Арсеньевские вести - газета Приморского края
архив выпусков
 № 6 (934) от 6 февраля 2011  
перейти на текущий
Обложка АрхивКонтакты Поиск
 
Защита прав

Невиданная жестокость

Анастасия ПОПОВА

«НЕ ПОМНЮ», – ПОЯСНИЛА СВИДЕТЕЛЬНИЦА ОБВИНЕНИЯ
Единственная свидетельница обвинения на суде против Вероники Золотарёвой мало что пояснила по делу, кроме того, что не помнит. На днях обвинение доказывало, что Вероника – плохая мать. Напомним, у девушки отобрали двоих детей, обвинив её в том, что она их не кормит, не живёт дома, вообще, алкашка...

В этом судебном заседании начали с треском разбиваться многие обвинения против Вероники.

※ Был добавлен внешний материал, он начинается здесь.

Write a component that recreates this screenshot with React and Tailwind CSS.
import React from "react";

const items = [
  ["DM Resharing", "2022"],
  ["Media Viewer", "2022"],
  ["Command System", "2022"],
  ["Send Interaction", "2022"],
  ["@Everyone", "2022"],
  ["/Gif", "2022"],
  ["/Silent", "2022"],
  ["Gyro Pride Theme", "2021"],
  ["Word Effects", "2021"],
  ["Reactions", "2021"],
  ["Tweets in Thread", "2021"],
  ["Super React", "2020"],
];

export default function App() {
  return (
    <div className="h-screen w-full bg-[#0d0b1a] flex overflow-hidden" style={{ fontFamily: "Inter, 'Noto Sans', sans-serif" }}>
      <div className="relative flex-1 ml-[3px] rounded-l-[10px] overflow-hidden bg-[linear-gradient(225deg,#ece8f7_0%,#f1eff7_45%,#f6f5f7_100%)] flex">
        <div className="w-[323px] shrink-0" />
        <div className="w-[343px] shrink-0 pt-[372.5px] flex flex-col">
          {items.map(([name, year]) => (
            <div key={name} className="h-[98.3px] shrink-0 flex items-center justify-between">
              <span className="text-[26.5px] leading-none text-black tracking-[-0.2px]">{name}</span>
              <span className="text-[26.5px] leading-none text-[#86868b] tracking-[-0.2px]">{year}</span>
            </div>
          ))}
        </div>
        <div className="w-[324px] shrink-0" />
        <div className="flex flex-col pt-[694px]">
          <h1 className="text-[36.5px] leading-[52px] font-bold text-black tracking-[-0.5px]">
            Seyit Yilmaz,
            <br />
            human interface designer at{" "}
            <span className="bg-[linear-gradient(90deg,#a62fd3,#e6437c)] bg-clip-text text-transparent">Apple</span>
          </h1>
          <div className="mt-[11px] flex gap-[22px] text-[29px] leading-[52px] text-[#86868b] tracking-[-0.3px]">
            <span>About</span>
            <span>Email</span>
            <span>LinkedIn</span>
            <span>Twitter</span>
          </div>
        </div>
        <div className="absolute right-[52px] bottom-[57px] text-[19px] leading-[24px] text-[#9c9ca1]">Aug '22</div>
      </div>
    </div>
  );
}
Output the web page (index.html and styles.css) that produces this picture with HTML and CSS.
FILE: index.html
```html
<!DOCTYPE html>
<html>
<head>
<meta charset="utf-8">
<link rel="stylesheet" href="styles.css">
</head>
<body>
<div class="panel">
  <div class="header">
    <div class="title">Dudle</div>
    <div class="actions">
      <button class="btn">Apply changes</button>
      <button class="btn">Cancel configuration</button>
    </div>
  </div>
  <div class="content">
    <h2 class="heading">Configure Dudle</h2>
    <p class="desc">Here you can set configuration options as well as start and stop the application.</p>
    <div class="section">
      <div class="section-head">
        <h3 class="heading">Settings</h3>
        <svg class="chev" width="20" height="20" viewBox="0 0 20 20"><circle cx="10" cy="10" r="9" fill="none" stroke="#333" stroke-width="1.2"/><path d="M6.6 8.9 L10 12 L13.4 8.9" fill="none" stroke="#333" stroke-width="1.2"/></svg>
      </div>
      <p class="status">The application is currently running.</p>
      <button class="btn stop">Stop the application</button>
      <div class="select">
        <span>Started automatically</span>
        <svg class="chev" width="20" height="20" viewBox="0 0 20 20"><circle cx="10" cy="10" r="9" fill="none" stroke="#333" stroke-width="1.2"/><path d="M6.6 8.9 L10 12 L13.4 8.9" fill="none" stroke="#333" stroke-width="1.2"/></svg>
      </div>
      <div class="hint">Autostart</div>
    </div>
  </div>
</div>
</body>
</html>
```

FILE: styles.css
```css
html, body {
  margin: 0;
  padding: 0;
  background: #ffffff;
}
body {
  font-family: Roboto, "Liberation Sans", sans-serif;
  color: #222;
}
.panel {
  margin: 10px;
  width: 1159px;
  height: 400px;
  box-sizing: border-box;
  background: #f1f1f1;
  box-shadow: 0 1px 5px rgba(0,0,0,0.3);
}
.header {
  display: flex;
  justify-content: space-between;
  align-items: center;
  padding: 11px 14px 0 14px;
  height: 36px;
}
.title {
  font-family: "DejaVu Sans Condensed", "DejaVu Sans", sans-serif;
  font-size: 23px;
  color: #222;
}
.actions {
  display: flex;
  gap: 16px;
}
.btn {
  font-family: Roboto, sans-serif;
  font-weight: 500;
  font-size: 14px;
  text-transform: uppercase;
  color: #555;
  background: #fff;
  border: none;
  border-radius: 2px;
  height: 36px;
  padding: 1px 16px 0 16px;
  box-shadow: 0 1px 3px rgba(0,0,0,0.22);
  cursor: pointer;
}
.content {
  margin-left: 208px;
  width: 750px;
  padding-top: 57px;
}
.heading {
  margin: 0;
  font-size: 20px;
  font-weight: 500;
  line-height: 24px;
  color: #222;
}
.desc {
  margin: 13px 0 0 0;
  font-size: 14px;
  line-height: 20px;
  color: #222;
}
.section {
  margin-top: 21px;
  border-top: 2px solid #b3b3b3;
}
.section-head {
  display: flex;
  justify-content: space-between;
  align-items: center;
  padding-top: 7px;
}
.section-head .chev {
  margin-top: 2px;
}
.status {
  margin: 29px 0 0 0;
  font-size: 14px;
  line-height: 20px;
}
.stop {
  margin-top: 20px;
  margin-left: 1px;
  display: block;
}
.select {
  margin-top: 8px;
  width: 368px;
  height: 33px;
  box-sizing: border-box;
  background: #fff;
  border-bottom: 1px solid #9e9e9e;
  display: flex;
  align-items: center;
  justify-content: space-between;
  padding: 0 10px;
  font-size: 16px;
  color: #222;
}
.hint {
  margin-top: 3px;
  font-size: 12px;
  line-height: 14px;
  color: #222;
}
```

Ни в сказке сказать. А словами описать не могу

Открыла судебное заседание свидетель обвинения – бывшая воспитательница детского сада № 8, на заведующую которого Вероника жаловалась. Сторона защиты настаивает на вызове всех свидетелей обвинения: соседей, которые заявляли следствию, что Вероника – пьющая дама, не ухаживающая за детьми, воспитателей детского садика, в котором, со слов, Вероники и её тёти, место сына девушки непонятно на каких основаниях отдали другому ребёнку... Однако даже несмотря на то, что о насильственном приводе свидетелей обвинения говорилось ещё на прошлом заседании, их и в этот раз было не густо. Бывшая воспитательница пояснила, что в садик дочь Вероники Илона ходила аккуратненькая, но ходила мало – болела часто. Когда девочка пришла в сад, некоторых навыков у неё не было.

– Не всякая мама может дать ребёнку то, что даёт садик. Первое время дети ходят часа два – привыкают. Я не успела изучить девочку – она мало времени ходила в садик. Если ребёнок не ходит, мы обзваниваем родителей. У Золотарёвых телефона не было, – говорит свидетель.

Поскольку девочка не ходила (со слов тёти – болела), воспитатели решили навестить семью.

– Мы с напарницей Натальей Липко пошли после работы к ним. Открыла бабушка, дети были дома. В квартире – ни в сказке сказать, ни пером описать. Тяжёлый воздух, неопрятно кругом. Дети были неопрятно одеты. Девочка заплакала, увидев Наталью Александровну. То ли ремонт делали, то ли еще что-то. Пол грязный, диван один стоял, неопрятный, – пояснила свидетель. – На день прихода девочка была с отставанием. Чем это объяснить? Может быть, педагогической запущенностью, заболеванием ребёнка, адаптационным периодом... Ребёнок пришёл не приученный к горшку, не очень общительный.

Через месяц воспитатели нагрянули с комиссией, инспекторами ПДН, прессой. Проверяли, что в холодильнике. Во второй раз присутствовали мама и бабушка. Бабушка сказала, что Вероника живёт у подружки.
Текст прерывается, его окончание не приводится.